I am not sure who the author was, however a world of glamour and elegance is described at the eve of the beginning of the swinging sixties. Compared to the huge publicity grinding machines and spectacles that couture showings today demand, this seems like a dowager’s tea party. However I think that I would rather have tea with a dowager than attending a brash cocktail party which today’s showings tend to be.

“In the salons of haute couture in Paris last week, buyers and fashion editors from all over the world got their first look at the color and shape of the spring lines—and found themselves looking backward. The new look was the old look of the F. Scott Fitzgerald flapper in the 1920s. Skirts and coats were straight, short, with hemlines flaring. Shoes were square-toed. Bosoms were flat, backs bent and billowing, with designs that required the mannequins not only to slouch but virtually assume the posture of an expectant, concave catcher's mitt. Though Paris fashions have been irresolutely marching backward for several seasons, the big, bold step this year was apparently inspired by a hit movie running in Paris called The Crazy Years, a documentary of the '20s.

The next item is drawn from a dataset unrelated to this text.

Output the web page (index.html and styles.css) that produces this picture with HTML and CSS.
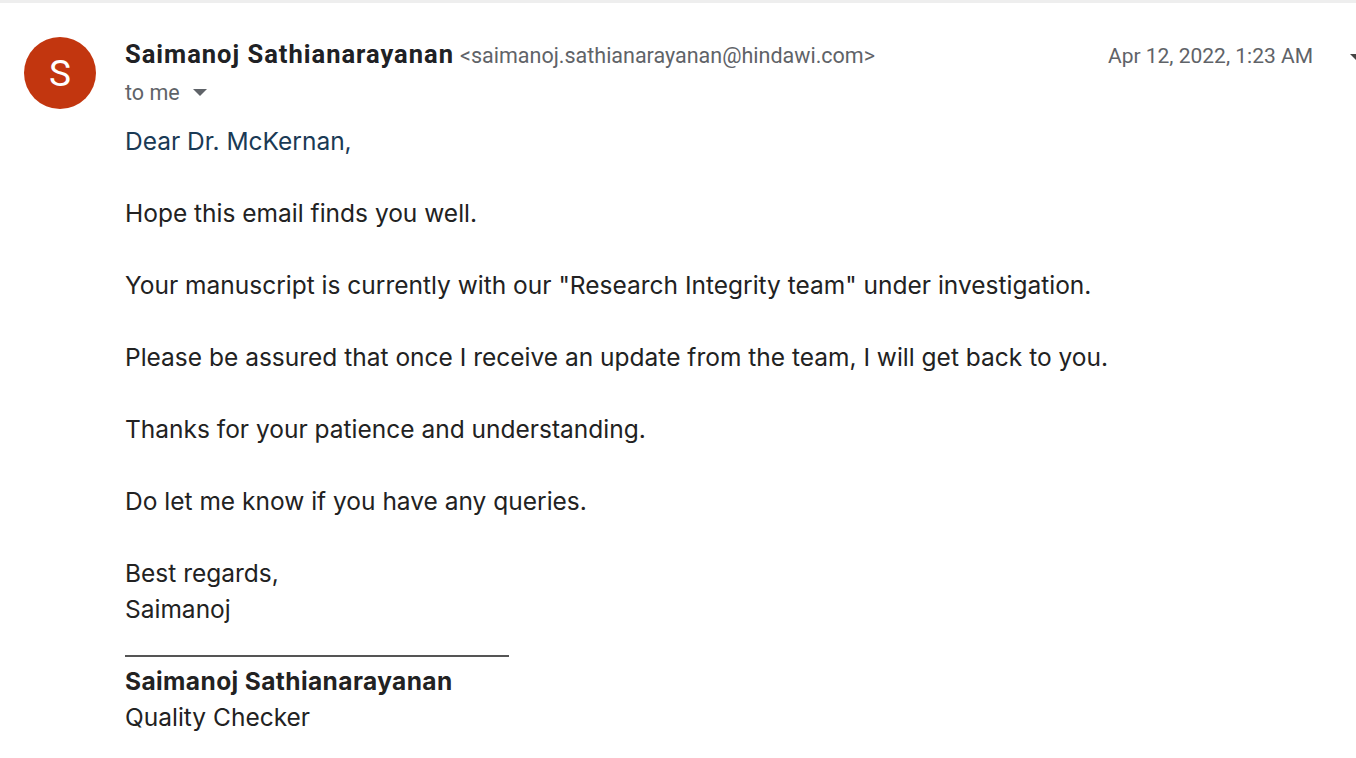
FILE: index.html
```html
<!DOCTYPE html>
<html>
<head>
<meta charset="utf-8">
<link rel="stylesheet" href="styles.css">
</head>
<body>
<div class="topbar"></div>
<div class="mail">
  <div class="header">
    <div class="avatar">S</div>
    <div class="meta">
      <div class="fromrow">
        <span class="name">Saimanoj Sathianarayanan</span>
        <span class="addr">&lt;saimanoj.sathianarayanan@hindawi.com&gt;</span>
        <span class="date">Apr 12, 2022, 1:23 AM</span>
        <span class="more"></span>
      </div>
      <div class="torow">to me <span class="caret"></span></div>
    </div>
  </div>
  <div class="body">
    <p class="greet">Dear Dr. McKernan,</p>
    <p>Hope this email finds you well.</p>
    <p>Your manuscript is currently with our "Research Integrity team" under investigation.</p>
    <p>Please be assured that once I receive an update from the team, I will get back to you.</p>
    <p>Thanks for your patience and understanding.</p>
    <p>Do let me know if you have any queries.</p>
    <p class="sign">Best regards,<br>Saimanoj</p>
    <div class="rule"></div>
    <div class="signame">Saimanoj Sathianarayanan</div>
    <div class="sigrole">Quality Checker</div>
  </div>
</div>
</body>
</html>
```
FILE: styles.css
```css
html, body {
  margin: 0;
  padding: 0;
  background: #fff;
  overflow: hidden;
}
body {
  width: 1356px;
  height: 758px;
  font-family: Roboto, "Liberation Sans", Arial, sans-serif;
}
.topbar {
  height: 3px;
  background: #eeeeee;
}
.mail {
  padding-left: 24px;
}
.header {
  display: flex;
  padding-top: 34px;
}
.avatar {
  width: 72px;
  height: 72px;
  border-radius: 50%;
  background: #c2360f;
  color: #fff;
  font-size: 37px;
  display: flex;
  align-items: center;
  justify-content: center;
  flex: none;
}
.meta {
  flex: 1;
  margin-left: 29px;
  margin-top: 2px;
}
.fromrow {
  display: flex;
  align-items: baseline;
  height: 35px;
}
.name {
  font-size: 25.5px;
  font-weight: 700;
  color: #202124;
  letter-spacing: 1px;
}
.addr {
  font-size: 21.5px;
  color: #5f6368;
  margin-left: 6px;
}
.date {
  margin-left: auto;
  font-size: 21px;
  color: #5f6368;
}
.more {
  width: 0;
  height: 0;
  border-left: 6px solid transparent;
  border-right: 6px solid transparent;
  border-top: 6px solid #444;
  margin-left: 37px;
  margin-right: -6px;
  align-self: center;
}
.torow {
  font-size: 21.5px;
  color: #5f6368;
  height: 36px;
  display: flex;
  align-items: center;
}
.caret {
  display: inline-block;
  width: 0;
  height: 0;
  border-left: 7px solid transparent;
  border-right: 7px solid transparent;
  border-top: 7px solid #5f6368;
  margin-left: 13px;
}
.body {
  padding-left: 101px;
  padding-top: 13px;
  font-family: Inter, "Liberation Sans", sans-serif;
  font-size: 24.5px;
  line-height: 36px;
  color: #222222;
}
.body p {
  margin: 0 0 36px 0;
}
.body .greet {
  color: #1a3a55;
}
.body .sign {
  margin-bottom: 28px;
}
.rule {
  width: 384px;
  height: 2px;
  background: #555;
  margin-bottom: 6px;
}
.signame {
  font-weight: 700;
  letter-spacing: 0.4px;
}
```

The Crazy Years designs produced as wild and improbable a week as the fashion world has known for many a year. At the house of Cardin, which drew the week's first applause for a superlative line, a mannequin was showing a new flat-chested dress to a U.S. buyer. She was suddenly interrupted with a scream from the vendeuse: "But darling, you're wearing it back to front!"

Cardin

When Madeleine de Rauch's collection failed to follow the flapper trend, the audience began to leave, and waiters dashed in with champagne to stem the bored retreat.

de Rauche

The triumph of the week and cause of the most excitement was the work of Christian Dior's little-known, untested Marc Bohan, 34. The Parisian-born son of a modiste, Bohan broke into haute couture in 1945 as an assistant designer at Patou, left Patou in 1958 to work under Dior's Boy Wonder Chief Designer Yves St. Laurent. When St. Laurent, after an unhappy stint in
the French army, "retired" from Dior two months ago because of "ill health," Bohan, one of the few married male couturiers in Paris, took over. Few in Paris expected much from his debut, and St. Laurent fans were openly hostile. Admitted the New York Herald Tribune's Eugenia Sheppard: "I had a poisoned typewriter ribbon ready."


Dior

But Bohan's hip-hugging skirts, exotic colors ("Laburnum yellow," "Provence apricot,"), and infinite attention to detail and neatness, generally embracing the flapper trend, stunned the salon and sent reporters into paroxysms of joy. "But Marc Bohan is wonderful," cried a converted Eugenia Sheppard. "Five minutes after the show started, I felt like a cat before a saucer of cream."

Dior
At the show's end, the audience was near delirium and jaded U.S. fashion editors at the outer tether of objectivity. "The shouting, clapping, surging mob at the press showing caused chaos in the elegant salon," reported the New York Times excitedly on Page One. "M. Bohan was pushed up against the boiserie, kissed, mauled and congratulated. Chairs were toppled. Champagne
glasses were broken. People were knocked down." Breathlessly cabled another U.S. reporter to her office: "Just dashed out of Dior to share with you still-boiling excitement." Wrote the New York Daily News's Monique: "Thundering applause led by a newly blonde Duchess of Windsor rolled through the elegant grey-and-white salons of the House of Dior today, the happy
ending to the suspense story of the fashion year."